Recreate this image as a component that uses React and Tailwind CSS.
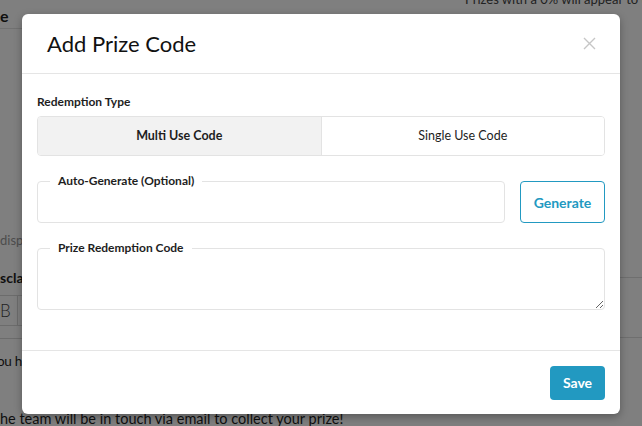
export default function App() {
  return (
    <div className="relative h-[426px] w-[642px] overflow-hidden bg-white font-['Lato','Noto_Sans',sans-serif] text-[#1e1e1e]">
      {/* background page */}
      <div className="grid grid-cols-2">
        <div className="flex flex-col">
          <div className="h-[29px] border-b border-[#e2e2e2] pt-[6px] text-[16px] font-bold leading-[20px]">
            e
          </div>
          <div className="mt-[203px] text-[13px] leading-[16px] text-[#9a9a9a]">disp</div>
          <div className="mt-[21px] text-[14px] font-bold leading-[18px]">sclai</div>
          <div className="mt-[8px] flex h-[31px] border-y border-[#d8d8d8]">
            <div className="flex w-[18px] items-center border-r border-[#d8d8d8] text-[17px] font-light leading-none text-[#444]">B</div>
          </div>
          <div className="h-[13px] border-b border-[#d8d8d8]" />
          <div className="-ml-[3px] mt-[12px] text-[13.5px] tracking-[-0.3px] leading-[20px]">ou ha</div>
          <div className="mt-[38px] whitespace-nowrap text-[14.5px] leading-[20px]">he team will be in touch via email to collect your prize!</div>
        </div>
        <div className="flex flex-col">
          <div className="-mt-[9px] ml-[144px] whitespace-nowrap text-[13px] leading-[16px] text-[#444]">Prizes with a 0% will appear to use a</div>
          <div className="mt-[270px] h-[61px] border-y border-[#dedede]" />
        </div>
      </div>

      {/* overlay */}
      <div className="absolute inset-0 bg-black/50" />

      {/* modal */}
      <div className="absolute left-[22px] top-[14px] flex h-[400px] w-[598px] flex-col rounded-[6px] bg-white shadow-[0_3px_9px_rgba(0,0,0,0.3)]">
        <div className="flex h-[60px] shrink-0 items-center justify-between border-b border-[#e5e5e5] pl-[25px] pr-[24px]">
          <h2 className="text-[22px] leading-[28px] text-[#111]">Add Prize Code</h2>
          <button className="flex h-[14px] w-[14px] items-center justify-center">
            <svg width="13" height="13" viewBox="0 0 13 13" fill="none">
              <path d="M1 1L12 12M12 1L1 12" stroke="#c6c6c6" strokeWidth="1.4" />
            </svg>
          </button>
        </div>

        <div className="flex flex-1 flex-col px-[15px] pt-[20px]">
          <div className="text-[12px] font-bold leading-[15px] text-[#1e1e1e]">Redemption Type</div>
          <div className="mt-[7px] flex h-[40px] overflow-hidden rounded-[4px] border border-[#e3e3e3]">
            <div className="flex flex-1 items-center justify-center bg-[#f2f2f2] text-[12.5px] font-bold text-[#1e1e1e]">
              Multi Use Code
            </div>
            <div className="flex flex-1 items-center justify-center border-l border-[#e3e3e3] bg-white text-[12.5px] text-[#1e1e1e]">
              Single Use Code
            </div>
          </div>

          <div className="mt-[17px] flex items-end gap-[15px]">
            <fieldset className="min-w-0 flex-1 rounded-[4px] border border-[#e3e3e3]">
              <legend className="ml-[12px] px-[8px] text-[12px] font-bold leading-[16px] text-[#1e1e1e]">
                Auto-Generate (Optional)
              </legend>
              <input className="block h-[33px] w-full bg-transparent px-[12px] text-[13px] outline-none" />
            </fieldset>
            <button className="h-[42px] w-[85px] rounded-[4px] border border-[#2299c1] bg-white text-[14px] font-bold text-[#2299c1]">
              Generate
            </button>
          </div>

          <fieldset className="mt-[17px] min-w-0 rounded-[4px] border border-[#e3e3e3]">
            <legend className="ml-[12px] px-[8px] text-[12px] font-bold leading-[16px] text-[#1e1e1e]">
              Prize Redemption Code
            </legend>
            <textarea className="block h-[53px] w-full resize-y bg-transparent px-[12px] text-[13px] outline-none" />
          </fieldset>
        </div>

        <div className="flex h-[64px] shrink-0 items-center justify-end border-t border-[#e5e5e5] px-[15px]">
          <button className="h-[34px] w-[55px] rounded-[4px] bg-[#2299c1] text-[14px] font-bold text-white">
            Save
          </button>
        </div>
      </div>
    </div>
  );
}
********************
DIRECTIONS ->
Quote in full the listing given above; the images are to be left out.

TASK SOLUTION ->
Recreate this image as a component that uses React and Tailwind CSS.
export default function App() {
  return (
    <div className="relative h-[426px] w-[642px] overflow-hidden bg-white font-['Lato','Noto_Sans',sans-serif] text-[#1e1e1e]">
      {/* background page */}
      <div className="grid grid-cols-2">
        <div className="flex flex-col">
          <div className="h-[29px] border-b border-[#e2e2e2] pt-[6px] text-[16px] font-bold leading-[20px]">
            e
          </div>
          <div className="mt-[203px] text-[13px] leading-[16px] text-[#9a9a9a]">disp</div>
          <div className="mt-[21px] text-[14px] font-bold leading-[18px]">sclai</div>
          <div className="mt-[8px] flex h-[31px] border-y border-[#d8d8d8]">
            <div className="flex w-[18px] items-center border-r border-[#d8d8d8] text-[17px] font-light leading-none text-[#444]">B</div>
          </div>
          <div className="h-[13px] border-b border-[#d8d8d8]" />
          <div className="-ml-[3px] mt-[12px] text-[13.5px] tracking-[-0.3px] leading-[20px]">ou ha</div>
          <div className="mt-[38px] whitespace-nowrap text-[14.5px] leading-[20px]">he team will be in touch via email to collect your prize!</div>
        </div>
        <div className="flex flex-col">
          <div className="-mt-[9px] ml-[144px] whitespace-nowrap text-[13px] leading-[16px] text-[#444]">Prizes with a 0% will appear to use a</div>
          <div className="mt-[270px] h-[61px] border-y border-[#dedede]" />
        </div>
      </div>

      {/* overlay */}
      <div className="absolute inset-0 bg-black/50" />

      {/* modal */}
      <div className="absolute left-[22px] top-[14px] flex h-[400px] w-[598px] flex-col rounded-[6px] bg-white shadow-[0_3px_9px_rgba(0,0,0,0.3)]">
        <div className="flex h-[60px] shrink-0 items-center justify-between border-b border-[#e5e5e5] pl-[25px] pr-[24px]">
          <h2 className="text-[22px] leading-[28px] text-[#111]">Add Prize Code</h2>
          <button className="flex h-[14px] w-[14px] items-center justify-center">
            <svg width="13" height="13" viewBox="0 0 13 13" fill="none">
              <path d="M1 1L12 12M12 1L1 12" stroke="#c6c6c6" strokeWidth="1.4" />
            </svg>
          </button>
        </div>

        <div className="flex flex-1 flex-col px-[15px] pt-[20px]">
          <div className="text-[12px] font-bold leading-[15px] text-[#1e1e1e]">Redemption Type</div>
          <div className="mt-[7px] flex h-[40px] overflow-hidden rounded-[4px] border border-[#e3e3e3]">
            <div className="flex flex-1 items-center justify-center bg-[#f2f2f2] text-[12.5px] font-bold text-[#1e1e1e]">
              Multi Use Code
            </div>
            <div className="flex flex-1 items-center justify-center border-l border-[#e3e3e3] bg-white text-[12.5px] text-[#1e1e1e]">
              Single Use Code
            </div>
          </div>

          <div className="mt-[17px] flex items-end gap-[15px]">
            <fieldset className="min-w-0 flex-1 rounded-[4px] border border-[#e3e3e3]">
              <legend className="ml-[12px] px-[8px] text-[12px] font-bold leading-[16px] text-[#1e1e1e]">
                Auto-Generate (Optional)
              </legend>
              <input className="block h-[33px] w-full bg-transparent px-[12px] text-[13px] outline-none" />
            </fieldset>
            <button className="h-[42px] w-[85px] rounded-[4px] border border-[#2299c1] bg-white text-[14px] font-bold text-[#2299c1]">
              Generate
            </button>
          </div>

          <fieldset className="mt-[17px] min-w-0 rounded-[4px] border border-[#e3e3e3]">
            <legend className="ml-[12px] px-[8px] text-[12px] font-bold leading-[16px] text-[#1e1e1e]">
              Prize Redemption Code
            </legend>
            <textarea className="block h-[53px] w-full resize-y bg-transparent px-[12px] text-[13px] outline-none" />
          </fieldset>
        </div>

        <div className="flex h-[64px] shrink-0 items-center justify-end border-t border-[#e5e5e5] px-[15px]">
          <button className="h-[34px] w-[55px] rounded-[4px] bg-[#2299c1] text-[14px] font-bold text-white">
            Save
          </button>
        </div>
      </div>
    </div>
  );
}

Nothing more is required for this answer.